Task brief: Make an exact copy of all the material below, apart from the pictures.
## start
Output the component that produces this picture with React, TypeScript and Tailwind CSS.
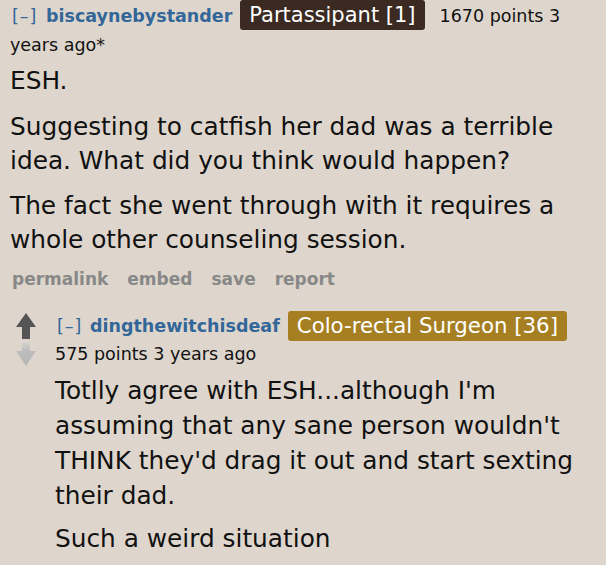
import React from "react";

const font = { fontFamily: '"DejaVu Sans", Verdana, sans-serif' };

function UpArrow() {
  return (
    <svg width="20" height="27" viewBox="0 0 20 27" className="block">
      <polygon points="10,0 20,14 14,14 14,26 6,26 6,14 0,14" fill="#555555" />
    </svg>
  );
}

function DownArrow() {
  return (
    <svg width="20" height="25" viewBox="0 0 20 25" className="block">
      <defs>
        <linearGradient id="dg" x1="0" y1="0" x2="0" y2="1">
          <stop offset="0" stopColor="#d8d4ce" />
          <stop offset="0.35" stopColor="#bdbdbd" />
          <stop offset="1" stopColor="#b5b5b5" />
        </linearGradient>
      </defs>
      <polygon points="6,0 14,0 14,9 20,9 10,24 0,9 6,9" fill="url(#dg)" />
    </svg>
  );
}

export default function App() {
  return (
    <div
      className="w-[606px] h-[565px] overflow-hidden bg-[#ded6cc] text-[#111] pl-[10px] pr-[6px]"
      style={font}
    >
      {/* Parent comment header */}
      <div className="text-[17.5px] leading-[26px] pt-[2px]">
        <span className="text-[#336699] ml-[2px] tracking-[1px]">[–]</span>{" "}
        <span className="font-bold text-[#336699] ml-[3px]">biscaynebystander</span>
        <span className="inline-block align-middle rounded-[3px] bg-[#3a2a21] text-white text-[21px] leading-[30px] pl-[9px] pr-[9px] ml-[8px] mr-[15px] relative -top-[2px]">
          Partassipant [1]
        </span>
        <span>1670 points 3 years ago*</span>
      </div>

      {/* Parent body */}
      <div className="text-[24.8px] leading-[34px] mt-[6px]">
        <p>ESH.</p>
        <p className="mt-[12px]">Suggesting to catfish her dad was a terrible idea. What did you think would happen?</p>
        <p className="mt-[11px]">The fact she went through with it requires a whole other counseling session.</p>
      </div>

      {/* Actions */}
      <div className="flex gap-[19px] text-[17px] leading-[20px] font-bold text-[#888888] mt-[12px] pl-[2px]">
        <span>permalink</span>
        <span>embed</span>
        <span>save</span>
        <span>report</span>
      </div>

      {/* Child comment */}
      <div className="flex mt-[23px]">
        <div className="flex flex-col items-center w-[20px] ml-[6px] gap-[2px] pt-[1px]">
          <UpArrow />
          <DownArrow />
        </div>
        <div className="ml-[19px]">
          <div className="text-[17.5px] leading-[25px]">
            <span className="text-[#336699] ml-[2px] tracking-[1px]">[–]</span>{" "}
            <span className="font-bold text-[#336699] ml-[2px]">dingthewitchisdeaf</span>
            <span className="inline-block align-middle rounded-[3px] bg-[#a67f22] text-white text-[21.3px] leading-[30px] px-[9px] ml-[8px] relative -top-[1px]">
              Colo-rectal Surgeon [36]
            </span>
          </div>
          <div className="text-[17.5px] leading-[24px]">575 points 3 years ago</div>
          <div className="text-[24.8px] leading-[35px] mt-[7px]">
            <p>Totlly agree with ESH...although I'm assuming that any sane person wouldn't THINK they'd drag it out and start sexting their dad.</p>
            <p className="mt-[8px]">Such a weird situation</p>
          </div>
        </div>
      </div>
    </div>
  );
}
## end
The solution:
Output the component that produces this picture with React, TypeScript and Tailwind CSS.
import React from "react";

const font = { fontFamily: '"DejaVu Sans", Verdana, sans-serif' };

function UpArrow() {
  return (
    <svg width="20" height="27" viewBox="0 0 20 27" className="block">
      <polygon points="10,0 20,14 14,14 14,26 6,26 6,14 0,14" fill="#555555" />
    </svg>
  );
}

function DownArrow() {
  return (
    <svg width="20" height="25" viewBox="0 0 20 25" className="block">
      <defs>
        <linearGradient id="dg" x1="0" y1="0" x2="0" y2="1">
          <stop offset="0" stopColor="#d8d4ce" />
          <stop offset="0.35" stopColor="#bdbdbd" />
          <stop offset="1" stopColor="#b5b5b5" />
        </linearGradient>
      </defs>
      <polygon points="6,0 14,0 14,9 20,9 10,24 0,9 6,9" fill="url(#dg)" />
    </svg>
  );
}

export default function App() {
  return (
    <div
      className="w-[606px] h-[565px] overflow-hidden bg-[#ded6cc] text-[#111] pl-[10px] pr-[6px]"
      style={font}
    >
      {/* Parent comment header */}
      <div className="text-[17.5px] leading-[26px] pt-[2px]">
        <span className="text-[#336699] ml-[2px] tracking-[1px]">[–]</span>{" "}
        <span className="font-bold text-[#336699] ml-[3px]">biscaynebystander</span>
        <span className="inline-block align-middle rounded-[3px] bg-[#3a2a21] text-white text-[21px] leading-[30px] pl-[9px] pr-[9px] ml-[8px] mr-[15px] relative -top-[2px]">
          Partassipant [1]
        </span>
        <span>1670 points 3 years ago*</span>
      </div>

      {/* Parent body */}
      <div className="text-[24.8px] leading-[34px] mt-[6px]">
        <p>ESH.</p>
        <p className="mt-[12px]">Suggesting to catfish her dad was a terrible idea. What did you think would happen?</p>
        <p className="mt-[11px]">The fact she went through with it requires a whole other counseling session.</p>
      </div>

      {/* Actions */}
      <div className="flex gap-[19px] text-[17px] leading-[20px] font-bold text-[#888888] mt-[12px] pl-[2px]">
        <span>permalink</span>
        <span>embed</span>
        <span>save</span>
        <span>report</span>
      </div>

      {/* Child comment */}
      <div className="flex mt-[23px]">
        <div className="flex flex-col items-center w-[20px] ml-[6px] gap-[2px] pt-[1px]">
          <UpArrow />
          <DownArrow />
        </div>
        <div className="ml-[19px]">
          <div className="text-[17.5px] leading-[25px]">
            <span className="text-[#336699] ml-[2px] tracking-[1px]">[–]</span>{" "}
            <span className="font-bold text-[#336699] ml-[2px]">dingthewitchisdeaf</span>
            <span className="inline-block align-middle rounded-[3px] bg-[#a67f22] text-white text-[21.3px] leading-[30px] px-[9px] ml-[8px] relative -top-[1px]">
              Colo-rectal Surgeon [36]
            </span>
          </div>
          <div className="text-[17.5px] leading-[24px]">575 points 3 years ago</div>
          <div className="text-[24.8px] leading-[35px] mt-[7px]">
            <p>Totlly agree with ESH...although I'm assuming that any sane person wouldn't THINK they'd drag it out and start sexting their dad.</p>
            <p className="mt-[8px]">Such a weird situation</p>
          </div>
        </div>
      </div>
    </div>
  );
}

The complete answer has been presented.